The work typically involves lengthy, complex labor at churches and performance spaces throughout North America. Some of the work — including rebuilding actual pipes, which can be as long as 16 feet for the lowest notes emitted by the console’s pedals — is performed at the company’s decidedly unglamorous shop on Welton Street.
Most recently the company completed work on a Skinner organ at the Church of the Blessed Sacrament in Worcester, Mass., a restoration that consumed about a year and cost some $400,000.
Other recent projects near and far involved restoration of a 1955 Aeolian-Skinner instrument in Seymour Congregational Church, a 1950 Aeolian-Skinner at South Congregational Church in Hartford and an early (1906) Skinner organ at the University of Virginia.

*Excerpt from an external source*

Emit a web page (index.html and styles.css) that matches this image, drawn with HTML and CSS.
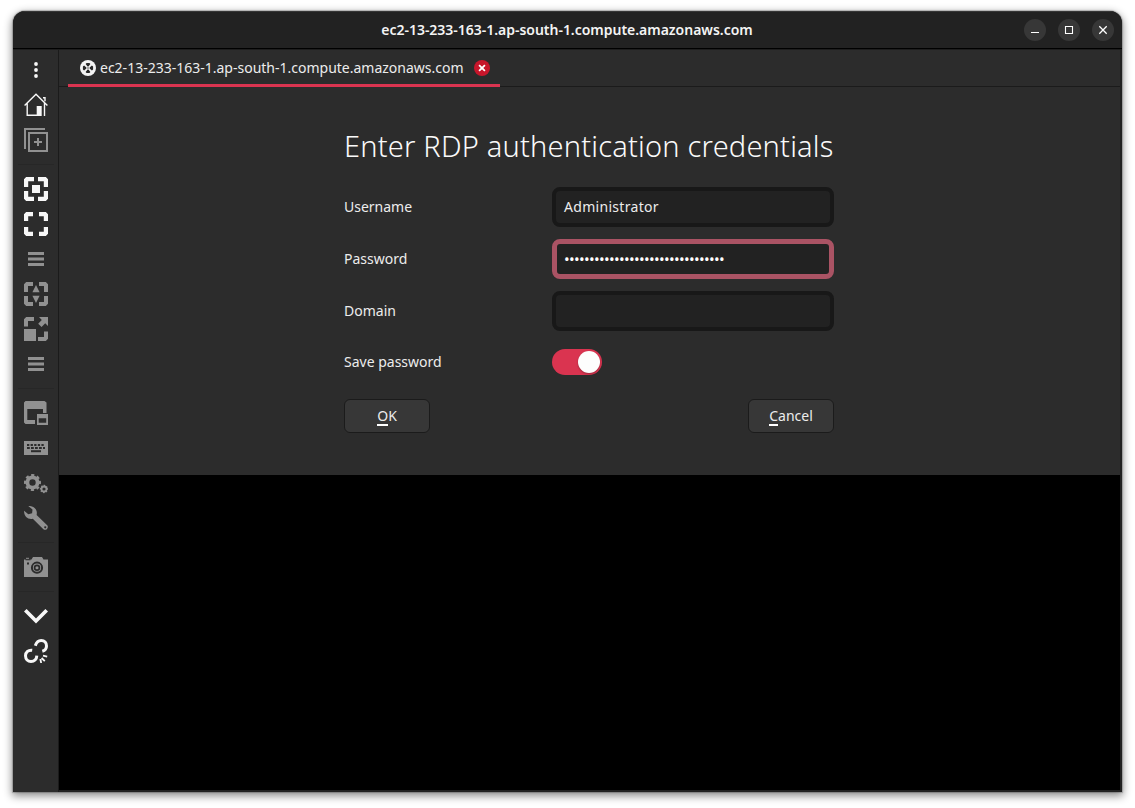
FILE: index.html
```html
<!DOCTYPE html>
<html lang="en">
<head>
<meta charset="utf-8">
<title>Remote desktop</title>
<link rel="stylesheet" href="styles.css">
</head>
<body>
<main class="window">
  <header class="titlebar">
    <h1 class="title">ec2-13-233-163-1.ap-south-1.compute.amazonaws.com</h1>
    <div class="controls">
      <button class="ctl"><svg width="22" height="22" viewBox="0 0 22 22"><path fill="#fff" d="M7 13h8v1H7z"/></svg></button>
      <button class="ctl"><svg width="22" height="22" viewBox="0 0 22 22"><path fill="none" stroke="#fff" stroke-width="1.1" d="M7.5 7.5h7v7h-7z"/></svg></button>
      <button class="ctl"><svg width="22" height="22" viewBox="0 0 22 22"><path fill="none" stroke="#fff" stroke-width="1.3" d="M7.3 7.3l7.4 7.4M14.7 7.3l-7.4 7.4"/></svg></button>
    </div>
  </header>
  <div class="body">
    <nav class="sidebar">
      <button class="tool on"><svg viewBox="0 0 24 24"><g fill="currentColor"><circle cx="12" cy="6" r="1.9"/><circle cx="12" cy="12" r="1.9"/><circle cx="12" cy="18" r="1.9"/></g></svg></button>
      <button class="tool on"><svg viewBox="0 0 24 24"><path fill="none" stroke="currentColor" stroke-width="1.4" d="M.6 12.6L12 1.2l11.4 11.4M3.2 10.5v11.8h11M20.5 10v12.9M19 4.7h2v3.6"/><path fill="currentColor" d="M12.7 13h5v10h-5z"/></svg></button>
      <button class="tool"><svg viewBox="0 0 24 24"><path fill="none" stroke="currentColor" stroke-width="2" d="M1 21V1h20M5 5h18v18H5z"/><path fill="none" stroke="currentColor" stroke-width="2" d="M10 14h8M14 10v8"/></svg></button>
      <hr class="sep">
      <button class="tool on"><svg viewBox="0 0 24 24"><path fill="none" stroke="currentColor" stroke-width="4.2" d="M2.1 10V3l.9-.9h7M14 2.1h7l.9.9v7M21.9 14v7l-.9.9h-7M10 21.9H3l-.9-.9v-7"/><path fill="currentColor" d="M8 8h8v8H8z"/></svg></button>
      <button class="tool on"><svg viewBox="0 0 24 24"><path fill="none" stroke="currentColor" stroke-width="4.2" d="M2.1 9V3l.9-.9h6M15 2.1h6l.9.9v6M21.9 15v6l-.9.9h-6M9 21.9H3l-.9-.9v-6"/></svg></button>
      <button class="tool"><svg viewBox="0 0 24 24"><path fill="currentColor" d="M4 5h16v2.9H4zM4 10.5h16v3H4zM4 16.1h16V19H4z"/></svg></button>
      <button class="tool"><svg viewBox="0 0 24 24"><path fill="none" stroke="currentColor" stroke-width="4" d="M2 10V3l1-1h6M15 2h6l1 1v7M22 14v7l-1 1h-6M9 22H3l-1-1v-7"/><path fill="currentColor" d="M12 3l3.6 7.3H8.4zM12 21l3.6-7.3H8.4z"/></svg></button>
      <button class="tool"><svg viewBox="0 0 24 24"><path fill="none" stroke="currentColor" stroke-width="4" d="M2 9.5V3l1-1h7M22 14.5V21l-1 1h-7"/><path fill="currentColor" d="M0 12h12v12H0zM15 0h9v9l-2.8-2.7-3.6 3.8-3.4-3.4 3.6-3.8z"/></svg></button>
      <button class="tool"><svg viewBox="0 0 24 24"><path fill="currentColor" d="M4 5h16v2.9H4zM4 10.5h16v3H4zM4 16.1h16V19H4z"/></svg></button>
      <hr class="sep">
      <button class="tool"><svg viewBox="0 0 24 24"><path fill="currentColor" fill-rule="evenodd" d="M1.5 0h19L22.5 1.5V12H19V8H3.3v11H11v4H1.5L0 21.5v-20zM13 13h11v11H13zM14.7 17.2v4.6h7.5v-4.6z"/></svg></button>
      <button class="tool"><svg viewBox="0 0 24 24"><path fill="currentColor" d="M0 5h24v14H0z"/><g fill="none" stroke="#2b2b2b" stroke-width="2"><path stroke-dasharray="2.3 1.3" d="M3 9h18"/><path stroke-dasharray="2.8 1.2" d="M3 12h18"/><path d="M7 15.2h10"/></g></svg></button>
      <button class="tool"><svg viewBox="0 0 24 24"><g fill="none" stroke="currentColor"><circle cx="8.5" cy="11.5" r="5.1" stroke-width="3.8"/><circle cx="8.5" cy="11.5" r="7.4" stroke-width="2.2" stroke-dasharray="3.1 2.71" transform="rotate(-12 8.5 11.5)"/><circle cx="20" cy="18" r="2.5" stroke-width="1.8"/><circle cx="20" cy="18" r="3.6" stroke-width="1.1" stroke-dasharray="1.5 1.33" transform="rotate(-12 20 18)"/></g></svg></button>
      <button class="tool"><svg viewBox="0 0 24 24"><path fill="currentColor" fill-rule="evenodd" d="M4.3 0C9.5-.5 14 3.5 12.6 9l10.6 10.2c2 2.5-1.2 6-3.8 4L8.8 12.7C4 13.8-.3 10 .1 4.7l4.2 3.6 3.8-1.1.4-3.6zM21.2 20.3a1 1 0 1 0 .1 0z"/></svg></button>
      <hr class="sep">
      <button class="tool"><svg viewBox="0 0 24 24"><path fill="currentColor" d="M0 4.5h7.5L9 2h9l1.5 2.5H24V22H0z"/><path fill="currentColor" d="M2 2.8h3v1H2z"/><circle cx="13" cy="12.7" r="5.1" fill="none" stroke="#2b2b2b" stroke-width="2"/><circle cx="13" cy="12.7" r="2.4" fill="none" stroke="#2b2b2b" stroke-width="1.7"/><path fill="#2b2b2b" d="M3 7.5h2v2H3zM1.5 4.3h5v1h-5z"/></svg></button>
      <hr class="sep">
      <button class="tool on"><svg viewBox="0 0 24 24"><path fill="none" stroke="currentColor" stroke-width="3.7" d="M1.3 6.3L12 17 22.7 6.3"/></svg></button>
      <button class="tool on"><svg viewBox="0 0 24 24"><g fill="none" stroke="currentColor" stroke-width="3"><path d="M11.3 6.7C12.4 3.4 14.4 1.5 17.2 1.5c3.4 0 5.3 2.5 5.3 5.4 0 2.5-1.6 4.6-4.2 5.4"/><path d="M8.2 11.2C4.4 10.7 1.5 13.2 1.5 16.8c0 3.2 2.4 5.7 5.5 5.7 3.3 0 5.7-2.2 5.8-5.9"/><path stroke-width="1.8" d="M19 16.7l4.2.9M17.6 19l3.2 3.2M16.3 20l.9 4"/></g></svg></button>
    </nav>
    <section class="content">
      <div class="tabs">
        <div class="tab">
          <svg class="tabicon" viewBox="0 0 16 16"><circle cx="8" cy="8" r="8" fill="#f4f4f4"/><g fill="#282828"><path d="M6.6 2.9h2.8l1 1.2L8.4 6.4h-.8L5.6 4.1zM6.6 13.1h2.8l1-1.2-2-2.3h-.8l-2 2.3zM2.9 6.6v2.8l1.2 1 2.3-2v-.8l-2.3-2zM13.1 6.6v2.8l-1.2 1-2.3-2v-.8l2.3-2z"/><circle cx="8" cy="8" r=".7"/></g></svg>
          <span class="tabtext">ec2-13-233-163-1.ap-south-1.compute.amazonaws.com</span>
          <button class="tabclose"><svg width="16" height="16" viewBox="0 0 16 16"><path fill="none" stroke="#fff" stroke-width="1.8" d="M5.1 5.1l5.8 5.8M10.9 5.1l-5.8 5.8"/></svg></button>
        </div>
      </div>
      <div class="panel">
        <form class="form">
          <h2 class="heading"><span>Enter RDP authentication credentials</span></h2>
          <div class="row"><label>Username</label><div class="field"><span class="value">Administrator</span></div></div>
          <div class="row"><label>Password</label><div class="field focus"><span class="dots">••••••••••••••••••••••••••••••••</span></div></div>
          <div class="row"><label>Domain</label><div class="field"></div></div>
          <div class="row save"><label>Save password</label><div class="switch"><i class="knob"></i></div></div>
          <div class="actions">
            <button type="button" class="btn"><span class="key">O</span>K</button>
            <button type="button" class="btn cancel"><span class="key">C</span>ancel</button>
          </div>
        </form>
      </div>
    </section>
  </div>
</main>
</body>
</html>
```

FILE: styles.css
```css
* { box-sizing: border-box; }
body {
  margin: 0;
  padding: 11px 13px 16px;
  height: 808px;
  background: #fff;
  color: #ececec;
  font: 14px/20px "Noto Sans", "Open Sans", sans-serif;
  overflow: hidden;
}
button { border: 0; padding: 0; margin: 0; color: inherit; font: inherit; background: none; }
svg { display: block; }
.window {
  width: 1109px;
  height: 781px;
  display: flex;
  flex-direction: column;
  background: #2c2c2c;
  border-radius: 12px 12px 0 0;
  box-shadow: 0 0 1px 1px rgba(0,0,0,.2), 0 3px 9px 1px rgba(0,0,0,.45);
  overflow: hidden;
}
.titlebar {
  height: 38px;
  flex: none;
  display: grid;
  grid-template-columns: 110px 1fr 110px;
  align-items: center;
  background: #222;
  border-top: 1px solid #363636;
  border-bottom: 1px solid #000;
}
.title {
  grid-column: 2;
  margin: 0;
  text-align: center;
  font-size: 14px;
  line-height: 20px;
  font-weight: 600;
  letter-spacing: -.02px;
  padding-right: 1px;
  white-space: nowrap;
  color: #f4f4f4;
}
.controls { display: flex; gap: 12px; padding-left: 12px; }
.ctl { width: 22px; height: 22px; border-radius: 50%; background: #373737; }
.body { flex: 1; display: flex; min-height: 0; border-top: 1px solid #1e1e1e; }
.sidebar {
  width: 46px;
  border-right: 1px solid #1b1b1b;
  padding-top: 3px;
  display: flex;
  flex-direction: column;
  align-items: center;
}
.tool { height: 35px; padding: 5px 0 6px; color: #919191; flex: none; }
.tool.on { color: #f7f7f7; }
.tool svg { width: 24px; height: 24px; }
.sep { width: 36px; height: 1px; margin: 6px 0 7px; border: 0; background: #272727; flex: none; }
.content {
  flex: 1;
  display: flex;
  flex-direction: column;
  background: #000;
  border-right: 2px solid #222;
  border-bottom: 2px solid #222;
}
.tabs { height: 37px; background: #2c2c2c; border-bottom: 1px solid #1b1b1b; padding-left: 9px; flex: none; }
.tab {
  width: 432px;
  height: 37px;
  display: flex;
  align-items: center;
  padding: 2px 10px 0 12px;
  border-bottom: 3px solid #da3450;
  white-space: nowrap;
}
.tabicon { width: 16px; height: 16px; margin-right: 4px; flex: none; }
.tabtext { width: 364px; }
.tabclose { width: 16px; height: 16px; border-radius: 50%; background: #c7162b; margin-left: 10px; flex: none; }
.panel { height: 388px; background: #2c2c2c; padding: 36px 0 0 285px; }
.form { width: 490px; }
.heading { margin: -1px 0 17px; height: 48px; font-size: 29px; line-height: 48px; font-weight: 300; letter-spacing: .2px; white-space: nowrap; color: #fafafa; }
.row { height: 40px; margin-bottom: 12px; display: flex; align-items: center; }
.row label { width: 208px; flex: none; white-space: nowrap; }
.value { letter-spacing: .3px; }
.field {
  width: 282px;
  height: 40px;
  border: 4px solid #181818;
  border-radius: 8px;
  background: #222;
  padding: 0 8px;
  display: flex;
  align-items: center;
}
.field.focus { border: 5px solid #aa5364; padding: 0 7px; }
.dots { font-size: 15px; letter-spacing: -.64px; padding-bottom: 1px; white-space: nowrap; color: #fff; }
.row.save { height: 38px; margin-bottom: 18px; }
.switch { width: 50px; height: 26px; border-radius: 13px; background: #da3450; display: flex; justify-content: flex-end; padding: 2px; }
.knob { width: 22px; height: 22px; border-radius: 50%; background: #fdfdfd; box-shadow: 0 1px 2px rgba(0,0,0,.3); }
.actions { display: flex; justify-content: space-between; }
.btn { width: 86px; height: 34px; border: 1px solid #1b1b1b; border-radius: 6px; background: #373737; }
.key { display: inline-block; line-height: 16px; border-bottom: 2px solid #fff; }
```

Currently the Thompson-Allen team is in the process of removing the Aeolian-Skinner organ at the Church of the Redeemer on Whitney Ave. in New Haven, which recently closed its doors, and moving the instrument — lock, stock and windchest — to its new home in Derry Presbyterian Church in Hershey, Pa. The instrument was originally installed by Aubrey Thompson-Allen in 1951.
Today Thompson-Allen fils and Dzeda are also associate curators of organs at Yale. Don’t be misled by that title: The university has 16 pipe organs, in spaces including Battell Chapel, Marquand Chapel at the Yale Divinity School and Dwight Chapel, so the role of “organ curator” is far from a sinecure.
Since many of the instruments Thompson-Allen works with are in places of worship, one might go so far as to say they are doing God’s work here on earth. And even as America becomes a less church-going society, the company continues to thrive performing rebuilds and restorations on instruments in colleges and concert halls — making beautiful music together well into the foreseeable future.